* **Your objective**
Collect all lines below with the string "component".

* **Data extract**
::::
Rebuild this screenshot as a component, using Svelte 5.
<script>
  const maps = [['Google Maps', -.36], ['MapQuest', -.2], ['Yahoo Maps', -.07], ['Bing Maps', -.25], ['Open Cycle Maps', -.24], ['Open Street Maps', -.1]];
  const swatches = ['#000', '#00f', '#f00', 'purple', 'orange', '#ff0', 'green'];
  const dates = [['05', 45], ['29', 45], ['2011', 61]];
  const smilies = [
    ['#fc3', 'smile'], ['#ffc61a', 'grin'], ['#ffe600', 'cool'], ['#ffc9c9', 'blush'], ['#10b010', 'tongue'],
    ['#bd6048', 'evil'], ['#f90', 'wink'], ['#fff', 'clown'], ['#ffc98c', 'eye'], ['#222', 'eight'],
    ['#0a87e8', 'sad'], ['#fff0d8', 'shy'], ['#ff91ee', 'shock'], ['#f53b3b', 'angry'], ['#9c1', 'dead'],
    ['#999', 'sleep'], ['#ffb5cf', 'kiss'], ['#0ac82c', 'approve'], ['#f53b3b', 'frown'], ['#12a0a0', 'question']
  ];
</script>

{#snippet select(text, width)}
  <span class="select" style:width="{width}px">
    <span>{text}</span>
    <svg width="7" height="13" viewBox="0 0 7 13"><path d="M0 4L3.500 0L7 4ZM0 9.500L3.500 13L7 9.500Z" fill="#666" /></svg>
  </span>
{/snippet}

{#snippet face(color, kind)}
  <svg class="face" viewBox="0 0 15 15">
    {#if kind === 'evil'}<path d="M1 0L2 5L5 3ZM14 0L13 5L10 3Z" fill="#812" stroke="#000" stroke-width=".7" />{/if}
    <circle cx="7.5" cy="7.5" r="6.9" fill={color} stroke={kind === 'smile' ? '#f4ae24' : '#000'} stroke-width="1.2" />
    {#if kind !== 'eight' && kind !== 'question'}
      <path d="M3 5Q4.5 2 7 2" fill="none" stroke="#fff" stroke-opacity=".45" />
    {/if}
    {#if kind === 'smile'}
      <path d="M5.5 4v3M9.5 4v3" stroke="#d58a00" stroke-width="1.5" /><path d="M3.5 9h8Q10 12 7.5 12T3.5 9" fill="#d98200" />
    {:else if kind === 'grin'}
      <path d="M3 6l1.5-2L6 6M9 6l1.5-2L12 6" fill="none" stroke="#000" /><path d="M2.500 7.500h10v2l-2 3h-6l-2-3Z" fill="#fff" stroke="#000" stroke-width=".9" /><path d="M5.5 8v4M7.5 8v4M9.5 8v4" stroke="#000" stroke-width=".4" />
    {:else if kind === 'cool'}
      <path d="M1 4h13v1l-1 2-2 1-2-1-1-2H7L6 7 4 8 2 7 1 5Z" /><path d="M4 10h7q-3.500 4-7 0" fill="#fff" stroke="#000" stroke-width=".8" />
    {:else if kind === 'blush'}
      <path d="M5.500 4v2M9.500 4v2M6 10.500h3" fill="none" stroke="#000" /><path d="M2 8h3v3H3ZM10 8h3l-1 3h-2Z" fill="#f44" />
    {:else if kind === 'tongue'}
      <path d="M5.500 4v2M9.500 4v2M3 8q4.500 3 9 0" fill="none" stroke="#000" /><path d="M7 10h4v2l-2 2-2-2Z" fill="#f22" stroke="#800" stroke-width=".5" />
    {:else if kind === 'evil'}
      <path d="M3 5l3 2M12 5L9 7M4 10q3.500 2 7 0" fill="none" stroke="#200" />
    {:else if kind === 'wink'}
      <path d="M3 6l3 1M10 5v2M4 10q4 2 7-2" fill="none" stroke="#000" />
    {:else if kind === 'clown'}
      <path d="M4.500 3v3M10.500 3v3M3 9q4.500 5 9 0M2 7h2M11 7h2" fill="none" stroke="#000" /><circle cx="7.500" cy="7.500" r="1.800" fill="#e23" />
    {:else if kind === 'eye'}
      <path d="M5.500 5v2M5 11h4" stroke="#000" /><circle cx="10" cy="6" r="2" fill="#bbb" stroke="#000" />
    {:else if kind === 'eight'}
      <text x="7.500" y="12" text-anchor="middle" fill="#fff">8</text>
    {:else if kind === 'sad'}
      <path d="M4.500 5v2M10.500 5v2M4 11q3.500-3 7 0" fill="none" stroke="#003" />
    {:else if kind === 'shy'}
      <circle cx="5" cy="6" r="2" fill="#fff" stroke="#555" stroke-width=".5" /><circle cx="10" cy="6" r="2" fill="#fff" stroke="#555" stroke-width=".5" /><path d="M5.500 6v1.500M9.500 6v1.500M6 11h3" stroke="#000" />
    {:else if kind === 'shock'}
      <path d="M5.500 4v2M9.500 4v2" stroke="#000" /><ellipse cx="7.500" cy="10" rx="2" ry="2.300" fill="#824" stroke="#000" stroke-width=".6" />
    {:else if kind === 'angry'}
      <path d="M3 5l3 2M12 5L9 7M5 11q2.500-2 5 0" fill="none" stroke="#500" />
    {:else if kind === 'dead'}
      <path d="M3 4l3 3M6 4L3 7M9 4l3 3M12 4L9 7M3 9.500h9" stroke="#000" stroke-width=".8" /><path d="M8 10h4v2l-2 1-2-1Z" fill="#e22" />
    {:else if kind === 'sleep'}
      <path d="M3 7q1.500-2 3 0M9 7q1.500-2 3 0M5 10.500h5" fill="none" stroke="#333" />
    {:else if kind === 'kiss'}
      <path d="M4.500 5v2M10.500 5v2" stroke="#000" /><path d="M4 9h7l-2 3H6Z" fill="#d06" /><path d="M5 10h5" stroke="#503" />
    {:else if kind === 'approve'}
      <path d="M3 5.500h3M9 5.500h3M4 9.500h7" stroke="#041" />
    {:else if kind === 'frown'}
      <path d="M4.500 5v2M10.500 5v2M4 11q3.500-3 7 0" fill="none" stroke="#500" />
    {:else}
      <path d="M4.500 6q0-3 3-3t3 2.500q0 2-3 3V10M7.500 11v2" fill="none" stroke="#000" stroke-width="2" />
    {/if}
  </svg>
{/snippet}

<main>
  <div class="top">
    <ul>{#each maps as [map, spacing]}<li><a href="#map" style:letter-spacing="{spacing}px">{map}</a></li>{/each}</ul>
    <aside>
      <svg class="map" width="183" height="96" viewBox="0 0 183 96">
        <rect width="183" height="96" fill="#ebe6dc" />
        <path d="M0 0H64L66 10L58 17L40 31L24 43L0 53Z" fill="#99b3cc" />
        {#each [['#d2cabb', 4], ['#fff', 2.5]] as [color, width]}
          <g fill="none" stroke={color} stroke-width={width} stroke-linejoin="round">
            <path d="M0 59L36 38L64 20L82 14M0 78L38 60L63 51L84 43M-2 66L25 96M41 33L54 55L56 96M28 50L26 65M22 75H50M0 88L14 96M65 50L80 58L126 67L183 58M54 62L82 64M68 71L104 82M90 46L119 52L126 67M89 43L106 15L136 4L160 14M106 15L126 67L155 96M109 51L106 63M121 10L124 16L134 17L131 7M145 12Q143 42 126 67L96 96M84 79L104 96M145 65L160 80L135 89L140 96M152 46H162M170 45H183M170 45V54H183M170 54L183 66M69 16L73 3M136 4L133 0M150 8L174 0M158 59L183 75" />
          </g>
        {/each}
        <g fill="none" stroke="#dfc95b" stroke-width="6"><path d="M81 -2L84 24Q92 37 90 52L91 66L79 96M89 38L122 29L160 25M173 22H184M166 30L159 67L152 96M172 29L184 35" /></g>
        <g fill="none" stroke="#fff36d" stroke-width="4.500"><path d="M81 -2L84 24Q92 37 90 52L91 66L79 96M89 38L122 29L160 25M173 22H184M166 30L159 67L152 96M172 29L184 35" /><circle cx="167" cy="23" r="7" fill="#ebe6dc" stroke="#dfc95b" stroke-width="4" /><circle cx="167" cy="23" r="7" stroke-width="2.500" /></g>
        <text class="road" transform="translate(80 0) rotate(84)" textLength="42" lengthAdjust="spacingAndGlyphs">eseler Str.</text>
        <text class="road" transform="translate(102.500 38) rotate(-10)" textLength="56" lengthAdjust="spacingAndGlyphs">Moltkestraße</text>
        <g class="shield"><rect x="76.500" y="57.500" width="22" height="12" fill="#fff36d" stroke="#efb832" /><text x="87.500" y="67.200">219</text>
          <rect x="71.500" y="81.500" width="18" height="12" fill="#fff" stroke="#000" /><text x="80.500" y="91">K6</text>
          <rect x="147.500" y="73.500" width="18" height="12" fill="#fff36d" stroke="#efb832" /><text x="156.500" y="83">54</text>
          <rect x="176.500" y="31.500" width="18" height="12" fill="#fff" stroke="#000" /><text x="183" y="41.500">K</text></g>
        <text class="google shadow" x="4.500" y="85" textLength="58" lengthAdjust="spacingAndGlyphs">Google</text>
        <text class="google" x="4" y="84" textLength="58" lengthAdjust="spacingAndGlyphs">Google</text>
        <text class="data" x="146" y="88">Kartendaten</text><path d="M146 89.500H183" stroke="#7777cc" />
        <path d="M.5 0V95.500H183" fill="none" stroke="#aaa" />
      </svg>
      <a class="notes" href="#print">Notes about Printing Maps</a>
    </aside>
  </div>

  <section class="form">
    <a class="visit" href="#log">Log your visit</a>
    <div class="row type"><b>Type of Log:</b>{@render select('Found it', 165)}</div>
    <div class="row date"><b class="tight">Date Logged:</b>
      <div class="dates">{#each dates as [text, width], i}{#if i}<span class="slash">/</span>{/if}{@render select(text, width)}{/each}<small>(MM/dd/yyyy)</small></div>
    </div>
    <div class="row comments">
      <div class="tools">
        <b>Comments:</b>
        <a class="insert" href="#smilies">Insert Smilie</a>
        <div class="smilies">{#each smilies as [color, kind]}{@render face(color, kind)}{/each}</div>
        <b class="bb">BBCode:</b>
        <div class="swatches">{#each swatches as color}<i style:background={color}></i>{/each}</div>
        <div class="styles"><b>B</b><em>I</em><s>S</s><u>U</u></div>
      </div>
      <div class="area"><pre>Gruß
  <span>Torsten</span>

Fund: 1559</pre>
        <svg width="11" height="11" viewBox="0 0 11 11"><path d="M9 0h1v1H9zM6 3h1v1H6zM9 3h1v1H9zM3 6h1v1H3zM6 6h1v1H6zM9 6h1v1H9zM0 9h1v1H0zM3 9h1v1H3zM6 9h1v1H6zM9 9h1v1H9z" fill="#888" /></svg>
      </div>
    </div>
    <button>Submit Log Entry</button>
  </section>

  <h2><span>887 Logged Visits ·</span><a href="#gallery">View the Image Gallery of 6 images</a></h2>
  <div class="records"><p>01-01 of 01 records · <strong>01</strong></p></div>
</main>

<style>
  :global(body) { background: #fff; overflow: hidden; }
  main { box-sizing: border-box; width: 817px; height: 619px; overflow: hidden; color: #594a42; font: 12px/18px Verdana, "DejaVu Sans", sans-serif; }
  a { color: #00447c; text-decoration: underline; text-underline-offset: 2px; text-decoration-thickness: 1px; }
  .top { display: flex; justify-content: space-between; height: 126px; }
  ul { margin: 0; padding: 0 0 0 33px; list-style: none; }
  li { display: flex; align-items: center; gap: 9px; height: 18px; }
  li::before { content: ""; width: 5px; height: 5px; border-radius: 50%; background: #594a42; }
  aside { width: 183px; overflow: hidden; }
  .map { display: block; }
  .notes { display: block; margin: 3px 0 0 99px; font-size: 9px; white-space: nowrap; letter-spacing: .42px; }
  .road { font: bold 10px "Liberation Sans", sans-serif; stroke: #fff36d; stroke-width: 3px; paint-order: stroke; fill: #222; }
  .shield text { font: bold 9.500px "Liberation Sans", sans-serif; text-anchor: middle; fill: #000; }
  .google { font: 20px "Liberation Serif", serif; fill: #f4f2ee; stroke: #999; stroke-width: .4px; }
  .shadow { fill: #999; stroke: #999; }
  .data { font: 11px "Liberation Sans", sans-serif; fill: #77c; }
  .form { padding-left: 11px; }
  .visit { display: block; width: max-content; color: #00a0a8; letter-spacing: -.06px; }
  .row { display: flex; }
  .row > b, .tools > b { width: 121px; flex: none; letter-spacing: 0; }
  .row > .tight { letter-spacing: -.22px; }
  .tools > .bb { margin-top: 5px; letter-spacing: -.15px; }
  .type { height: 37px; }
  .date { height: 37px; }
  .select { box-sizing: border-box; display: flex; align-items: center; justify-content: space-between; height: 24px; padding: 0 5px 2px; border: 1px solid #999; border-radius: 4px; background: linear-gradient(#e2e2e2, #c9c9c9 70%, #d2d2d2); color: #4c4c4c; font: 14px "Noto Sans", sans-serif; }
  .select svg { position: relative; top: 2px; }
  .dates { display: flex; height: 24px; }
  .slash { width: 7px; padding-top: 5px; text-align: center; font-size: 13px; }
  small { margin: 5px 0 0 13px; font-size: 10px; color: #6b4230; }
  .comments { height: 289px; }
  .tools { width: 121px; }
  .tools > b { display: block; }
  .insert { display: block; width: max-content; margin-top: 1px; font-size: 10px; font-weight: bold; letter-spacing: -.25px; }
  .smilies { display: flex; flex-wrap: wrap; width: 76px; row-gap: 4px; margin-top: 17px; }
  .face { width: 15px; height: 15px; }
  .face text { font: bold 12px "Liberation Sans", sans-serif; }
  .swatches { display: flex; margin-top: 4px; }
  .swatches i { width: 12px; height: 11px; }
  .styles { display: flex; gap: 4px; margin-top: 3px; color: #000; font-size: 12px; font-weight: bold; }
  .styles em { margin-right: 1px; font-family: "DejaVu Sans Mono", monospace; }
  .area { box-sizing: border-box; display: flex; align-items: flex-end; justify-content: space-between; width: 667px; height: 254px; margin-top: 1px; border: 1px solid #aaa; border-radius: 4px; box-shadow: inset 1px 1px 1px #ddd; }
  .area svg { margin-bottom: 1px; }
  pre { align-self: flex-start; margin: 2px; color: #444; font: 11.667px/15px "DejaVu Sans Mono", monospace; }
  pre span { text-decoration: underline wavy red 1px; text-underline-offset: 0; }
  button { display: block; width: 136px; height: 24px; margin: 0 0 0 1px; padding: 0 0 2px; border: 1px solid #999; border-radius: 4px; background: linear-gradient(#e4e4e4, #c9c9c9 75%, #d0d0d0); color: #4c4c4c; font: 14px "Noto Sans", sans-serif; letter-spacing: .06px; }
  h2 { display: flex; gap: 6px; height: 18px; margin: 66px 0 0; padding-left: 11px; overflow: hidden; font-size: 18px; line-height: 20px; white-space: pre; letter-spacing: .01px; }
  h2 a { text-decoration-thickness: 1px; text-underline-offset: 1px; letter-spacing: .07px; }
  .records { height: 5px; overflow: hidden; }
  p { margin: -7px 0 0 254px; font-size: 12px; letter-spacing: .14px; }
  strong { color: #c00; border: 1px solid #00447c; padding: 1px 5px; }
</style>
::::
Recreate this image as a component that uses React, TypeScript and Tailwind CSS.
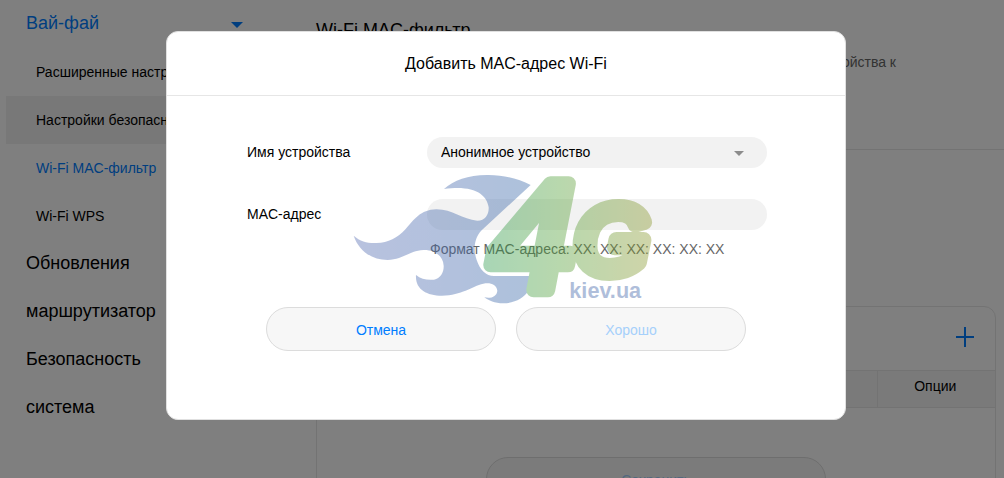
::::
* **Answer for the task**
Rebuild this screenshot as a component, using Svelte 5.
Recreate this image as a component that uses React, TypeScript and Tailwind CSS.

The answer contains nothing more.